As he took his oath, I remembered teaching this little boy, as he so diligently tried to learn the pledge of allegiance. I remembered teaching him to pray, and to honor God in all he thought, did and said. I remembered teaching him how the God of the universe formed him in the palm of His hand, in His own image and had a magnificent plan for his life. And that we must pray everyday to learn that mission and be prepared when we find it. We also prayed for the little girl, wherever she was, who God chose to be his wife.

Before I knew it, he was running across the lawn one day waving a letter over his head. He was commissioned to attend the United States Military Academy at West Point. The painfully difficult and lonely years at the academy were softened one night not long before graduation, by a call home, “Mom, I met a girl”. I knew that tone, I was cautiously delighted.

No matter how alone I felt that day, I was accompanied by my other 3 children, my sister, her husband, our adopted Gramma Rose and Maria. God’s plan unfolding while we watched his brother pin him, shake hands and embrace.

So here I was, on that bank of the Hudson River, facing the Mission, standing with The Girl. The girl who would take my son’s hand and wait with me for the next 5 years through every deployment and every return.

The first deployment was so hard, I thought I’d die as I felt his hand slip from mine in a final farewell before he left. I’ll never forget how he smiled back at me over his shoulder walking away from me. That hand that just slipped from mine, was the grown up “man hand” of the little boy whom I’d hold in my arms and protect him from harm, fear and sadness.
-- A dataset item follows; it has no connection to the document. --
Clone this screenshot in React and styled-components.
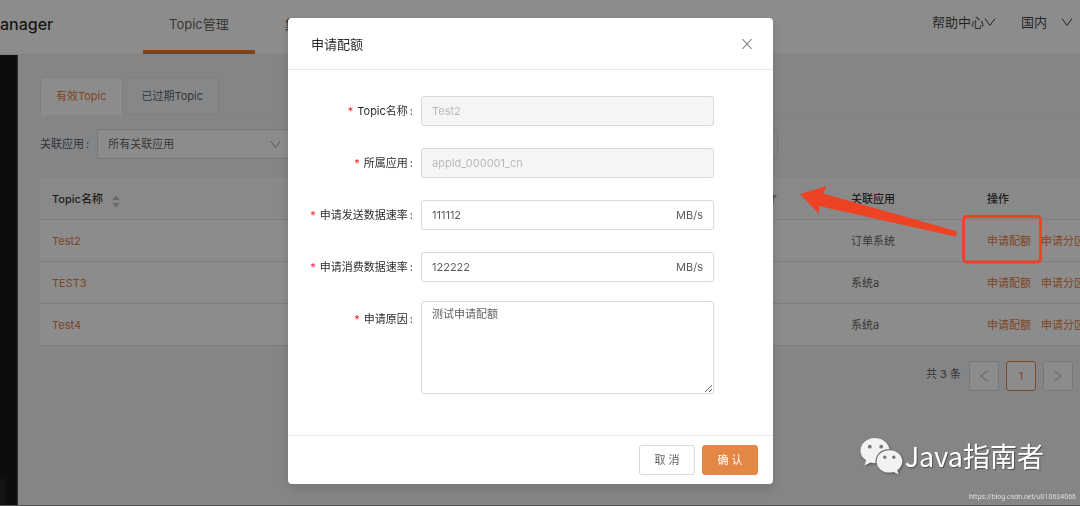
import React from 'react';
import styled, {createGlobalStyle} from 'styled-components';

const GlobalStyle = createGlobalStyle`
  * {
    box-sizing: border-box;
  }

  body {
    margin: 0;
    overflow: hidden;
    background: #f0f2f5;
    color: rgba(0, 0, 0, 0.65);
    font-family: Inter, "Noto Sans CJK SC", sans-serif;
    font-size: 11px;
    line-height: 18px;
  }

  button, input, select, textarea {
    margin: 0;
    color: inherit;
    font: inherit;
  }
`;

const menus = ['Topic管理', '集群管理', '监控大盘', '用户管理', '运维管控'];

const topics = [
    {name: 'Test2', app: '订单系统'},
    {name: 'TEST3', app: '系统a'},
    {name: 'Test4', app: '系统a'},
];

const fields = [
    {id: 'topicName', label: 'Topic名称', value: 'Test2', disabled: true},
    {id: 'app', label: '所属应用', value: 'appId_000001_cn', disabled: true},
    {id: 'produce', label: '申请发送数据速率', value: '111112', unit: 'MB/s'},
    {id: 'consume', label: '申请消费数据速率', value: '122222', unit: 'MB/s'},
];

const ArrowSvg = ({rotate = 0, size = 12}) => (
    <svg width={size} height={size} viewBox="0 0 12 12" fill="none" stroke="currentColor">
        <path d="M1 2.5L6 9.5L11 2.5" transform={`rotate(${rotate} 6 6)`}/>
    </svg>
);

const CloseSvg = () => (
    <svg width="10" height="10" viewBox="0 0 10 10" fill="none" stroke="currentColor" strokeWidth="1.1">
        <path d="M.5 .2L9.5 9.8M9.5 .2L.5 9.8"/>
    </svg>
);

const SortSvg = () => (
    <svg width="8" height="13" viewBox="0 0 8 13" fill="#bfbfbf">
        <path d="M4 .5L7.6 5H.4zM4 12.5L.4 8h7.2z"/>
    </svg>
);

const FilterSvg = () => (
    <svg width="14" height="9" viewBox="0 0 14 9" fill="#999">
        <path d="M5 1h9l-3.3 4v3.4H8.300V5z"/>
    </svg>
);

const WechatSvg = () => (
    <svg width="43" height="38" viewBox="0 0 43 38">
        <path
            fill="#f2f2f2"
            d="M15 1C6.800 1 .5 6.600.5 13.600c0 4 2.100 7.400 5.500 9.700L4.500 28.500l6-3c1.500.4 3.200.7 5 .7C15.200 18 21 11.800 29.600 12.400 28.300 5.700 22.200 1 15 1z"
        />
        <path
            fill="#f2f2f2"
            d="M29.300 13.200c-7.300 0-12.700 4.800-12.700 11S22 35.600 29.300 35.600c1.500 0 3-.3 4.300-.7l5 2.600-1.300-4.300c3.100-2.100 5-5.300 5-9C42.300 18 36.600 13.200 29.300 13.200z"
        />
        <g fill="#77787a">
            <circle cx="9.800" cy="9.700" r="1.900"/>
            <circle cx="21.200" cy="9.700" r="1.900"/>
            <circle cx="24.800" cy="20.200" r="1.700"/>
            <circle cx="33.800" cy="20.200" r="1.700"/>
        </g>
    </svg>
);

const App = () => {
    return (
        <>
            <GlobalStyle/>
            <Header>
                <Brand>anager</Brand>
                <Nav>
                    {menus.map((item, index) =>
                        <NavLink key={item} href="#" $active={index === 0}>{item}</NavLink>
                    )}
                </Nav>
                <HeaderButton>帮助中心<ArrowSvg/></HeaderButton>
                <HeaderButton $gap="14px">国内<ArrowSvg/></HeaderButton>
            </Header>
            <Main>
                <Sidebar>
                    <Collapse/>
                </Sidebar>
                <Content>
                    <Tabs>
                        <Tab $active>有效Topic</Tab>
                        <Tab>已过期Topic</Tab>
                    </Tabs>
                    <Filters>
                        <label htmlFor="linkedApp">关联应用<Colon>:</Colon></label>
                        <SelectBox>
                            <select id="linkedApp">
                                <option>所有关联应用</option>
                            </select>
                            <ArrowSvg size={11}/>
                        </SelectBox>
                        <Search aria-label="Topic名称"/>
                    </Filters>
                    <Table>
                        <colgroup>
                            <col/>
                            <col width="88"/>
                            <col width="136"/>
                            <col width="105"/>
                        </colgroup>
                        <thead>
                            <tr>
                                <th><Sorter>Topic名称<SortSvg/></Sorter></th>
                                <th><FilterSvg/></th>
                                <th>关联应用</th>
                                <th>操作</th>
                            </tr>
                        </thead>
                        <tbody>
                            {topics.map(({name, app}) =>
                                <tr key={name}>
                                    <td><a href="#">{name}</a></td>
                                    <td/>
                                    <td>{app}</td>
                                    <td>
                                        <Actions>
                                            <a href="#">申请配额</a>
                                            <a href="#">申请分区</a>
                                        </Actions>
                                    </td>
                                </tr>
                            )}
                        </tbody>
                    </Table>
                    <Pagination>
                        <span>共 3 条</span>
                        <PageButton aria-label="上一页"><ArrowSvg rotate={90}/></PageButton>
                        <PageButton $active>1</PageButton>
                        <PageButton aria-label="下一页"><ArrowSvg rotate={-90}/></PageButton>
                    </Pagination>
                </Content>
            </Main>

            <Mask>
                <Modal role="dialog" aria-labelledby="quotaTitle">
                    <ModalHeader>
                        <h2 id="quotaTitle">申请配额</h2>
                        <Close aria-label="关闭"><CloseSvg/></Close>
                    </ModalHeader>
                    <Form>
                        {fields.map(({id, label, value, disabled, unit}) =>
                            <Row key={id}>
                                <Label htmlFor={id}>{label}<Colon>:</Colon></Label>
                                <InputBox $disabled={disabled}>
                                    <input id={id} defaultValue={value} disabled={disabled}/>
                                    {unit}
                                </InputBox>
                            </Row>
                        )}
                        <Row $top>
                            <Label htmlFor="reason">申请原因<Colon>:</Colon></Label>
                            <TextArea id="reason" defaultValue="测试申请配额"/>
                        </Row>
                    </Form>
                    <ModalFooter>
                        <Button>取 消</Button>
                        <Button $primary>确 认</Button>
                    </ModalFooter>
                </Modal>
            </Mask>

            <Marks viewBox="0 0 280 110">
                <path
                    fill="#ee4225"
                    d="M0 24L27 16L23 23.500L156 61Q158 64 155 66.500L19 36V44z"
                />
                <rect x="163.500" y="46.500" width="77" height="45.500" rx="3" fill="none" stroke="#ee4225" strokeWidth="2.800"/>
            </Marks>
            <Watermark>
                <WechatSvg/>
                Java指南者
            </Watermark>
            <Source>https://blog.csdn.net/u010634066</Source>
        </>
    )
}

const Header = styled.header`
  display: flex;
  align-items: stretch;
  height: 55px;
  padding-right: 7px;
  background: #fff;
  border-bottom: 1px solid #e8ebee;
`;

const Brand = styled.div`
  width: 143px;
  padding-top: 15px;
  color: rgba(0, 0, 0, 0.85);
  font-size: 16px;
  font-weight: 500;
`;

const Nav = styled.nav`
  flex: 1;
  display: flex;
  gap: 4px;
`;

const NavLink = styled.a`
  padding: 15px 26px 0;
  color: rgba(0, 0, 0, 0.65);
  font-size: 13px;
  text-decoration: none;
  border-bottom: 4px solid ${({$active}) => $active ? '#ed7b2f' : 'transparent'};
`;

const HeaderButton = styled.button`
  display: flex;
  align-items: center;
  gap: ${({$gap}) => $gap || '0'};
  margin-left: 25px;
  padding: 0 0 10px;
  font-size: 13px;
  color: rgba(0, 0, 0, 0.75);
  background: none;
  border: 0;
`;

const Main = styled.div`
  display: flex;
  min-height: calc(100vh - 55px);
  border-bottom: 1px solid #999;
`;

const Sidebar = styled.aside`
  display: flex;
  align-items: flex-end;
  width: 18px;
  background: #181818;
  border-right: 1px solid #555;
`;

const Collapse = styled.div`
  width: 5px;
  height: 26px;
  background: #262626;
`;

const Content = styled.main`
  flex: 1;
  min-width: 0;
  padding: 22px 0 0 22px;
`;

const Tabs = styled.div`
  display: flex;
  gap: 3px;
  border-bottom: 1px solid #e6e9ec;
`;

const Tab = styled.button`
  height: 38px;
  margin-bottom: -1px;
  padding: 0 15px;
  color: ${({$active}) => $active ? '#e8803c' : 'inherit'};
  background: ${({$active}) => $active ? '#fff' : '#f5f6f8'};
  border: 1px solid #e6e9ec;
  border-bottom-color: ${({$active}) => $active ? '#fff' : '#e6e9ec'};
  border-radius: 4px 4px 0 0;
`;

const Colon = styled.span`
  margin: 0 8px 0 2px;
`;

const Filters = styled.div`
  display: flex;
  align-items: center;
  padding: 14px 302px 19px 0;
`;

const SelectBox = styled.div`
  display: flex;
  align-items: center;
  width: 195px;
  height: 30px;
  padding: 0 10px;
  background: #fff;
  border: 1px solid #d9d9d9;
  border-radius: 3px;

  select {
    flex: 1;
    padding: 0;
    appearance: none;
    background: none;
    border: 0;
  }

  svg {
    color: #999;
  }
`;

const Search = styled.input`
  width: 180px;
  height: 30px;
  margin-left: auto;
  background: #f0f2f5;
  border: 1px solid #d9d9d9;
  border-radius: 3px;
`;

const Table = styled.table`
  width: 100%;
  table-layout: fixed;
  border-collapse: separate;
  border-spacing: 0;
  background: #fff;
  border-radius: 3px 0 0 0;

  th, td {
    height: 42px;
    padding: 0 0 0 12px;
    text-align: left;
    border-bottom: 1px solid #e2e5e8;
  }

  th {
    color: rgba(0, 0, 0, 0.8);
    font-weight: 500;
    background: #fafafa;
  }

  a {
    color: #e8803c;
    text-decoration: none;
  }
`;

const Sorter = styled.div`
  display: flex;
  align-items: center;
  gap: 9px;

  svg {
    margin-top: 5px;
  }
`;

const Actions = styled.div`
  display: flex;
  gap: 10px;
  overflow: hidden;
  white-space: nowrap;
`;

const Pagination = styled.div`
  display: flex;
  justify-content: flex-end;
  gap: 7px;
  padding: 15px 7px 0 0;

  span {
    padding: 4px 1px 0 0;
  }
`;

const PageButton = styled.button`
  display: flex;
  align-items: center;
  justify-content: center;
  width: 30px;
  height: 30px;
  padding: 0;
  color: ${({$active}) => $active ? '#e8803c' : '#b0b0b0'};
  background: #fff;
  border: 1px solid ${({$active}) => $active ? '#e8803c' : '#d9d9d9'};
  border-radius: 3px;
`;

const Mask = styled.div`
  position: fixed;
  inset: 0;
  display: flex;
  align-items: flex-start;
  justify-content: center;
  padding: 18px 19px 0 0;
  background: rgba(0, 0, 0, 0.45);
`;

const Modal = styled.section`
  width: 485px;
  background: #fff;
  border-radius: 4px;
  box-shadow: 0 4px 12px rgba(0, 0, 0, 0.15);
`;

const ModalHeader = styled.header`
  display: flex;
  align-items: center;
  justify-content: space-between;
  height: 52px;
  padding: 0 21px 0 23px;
  border-bottom: 1px solid #e8e8e8;

  h2 {
    margin: 0;
    color: rgba(0, 0, 0, 0.85);
    font-size: 13px;
    font-weight: 400;
  }
`;

const Close = styled.button`
  display: flex;
  padding: 0;
  color: rgba(0, 0, 0, 0.5);
  background: none;
  border: 0;
`;

const Form = styled.form`
  display: grid;
  gap: 16px;
  padding: 23px 59px 41px 0;
`;

const Row = styled.div`
  display: grid;
  grid-template-columns: 133px 1fr;
  align-items: ${({$top}) => $top ? 'start' : 'center'};
`;

const Label = styled.label`
  color: rgba(0, 0, 0, 0.85);
  line-height: 36px;
  text-align: right;

  &::before {
    content: "*";
    margin-right: 4px;
    color: #f5222d;
  }
`;

const InputBox = styled.div`
  display: flex;
  align-items: center;
  height: 30px;
  padding: 0 10px;
  color: ${({$disabled}) => $disabled ? 'rgba(0, 0, 0, 0.25)' : 'inherit'};
  background: ${({$disabled}) => $disabled ? '#f5f5f5' : '#fff'};
  border: 1px solid #d9d9d9;
  border-radius: 3px;

  input {
    flex: 1;
    min-width: 0;
    padding: 0;
    background: none;
    border: 0;
  }
`;

const TextArea = styled.textarea`
  display: block;
  width: 100%;
  height: 93px;
  padding: 3px 10px;
  border: 1px solid #d9d9d9;
  border-radius: 3px;
`;

const ModalFooter = styled.footer`
  display: flex;
  justify-content: flex-end;
  gap: 7px;
  padding: 9px 15px;
  border-top: 1px solid #e8e8e8;
`;

const Button = styled.button`
  width: 56px;
  height: 30px;
  padding: 0;
  color: ${({$primary}) => $primary ? '#fff' : 'inherit'};
  background: ${({$primary}) => $primary ? '#e48645' : '#fff'};
  border: 1px solid ${({$primary}) => $primary ? '#e48645' : '#d9d9d9'};
  border-radius: 3px;
`;

const Marks = styled.svg`
  position: absolute;
  top: 170px;
  right: 0;
  width: 280px;
  height: 110px;
  pointer-events: none;
`;

const Watermark = styled.div`
  position: absolute;
  right: 36px;
  bottom: 31px;
  display: flex;
  align-items: center;
  gap: 2px;
  color: #fff;
  font-family: "Noto Sans CJK SC", sans-serif;
  font-size: 27px;
  line-height: 38px;
  text-shadow: 1px 1px 1px rgba(0, 0, 0, 0.4);

  svg {
    filter: drop-shadow(1px 1px 1px rgba(0, 0, 0, 0.4));
  }
`;

const Source = styled.div`
  position: absolute;
  right: 4px;
  bottom: 0;
  color: rgba(255, 255, 255, 0.7);
  font-family: Roboto, sans-serif;
  font-size: 7px;
`;

export default App;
The same hands I kissed when he fell down, or held when we walked, or high-fived when we celebrated. That same precious hand now embraces a weapon, and a bible. Those hands will serve him in combat and compassion.

November 7, 2008 he returned safely home. November 7, 2009 we are preparing for deployment once again. This time, Maria and I are joined by 3 month old Sophia whom God created to fill our arms as he empties our hearts once again.

My prayer for all military families is that you’ll stand with us in the following disciplines in honor of our soldiers, and our country:

  • Stay close as a family. And reach out to other military families in tangible ways
  • Stay close to God. Allow His Almighty Hand to guide your soldier and comfort you while you wait those endless hours, you are not alone.
  • Stay patriotic. We owe it to our veterans, who paid the price for the freedoms we are enjoying right now: freedom of speech, freedom from want, freedom from fear, freedom of religion, and freedom of choice. And we owe it to the next generation to preserve those freedoms by protecting the respect of our constitution.

God bless you, God bless your soldier, and God bless America.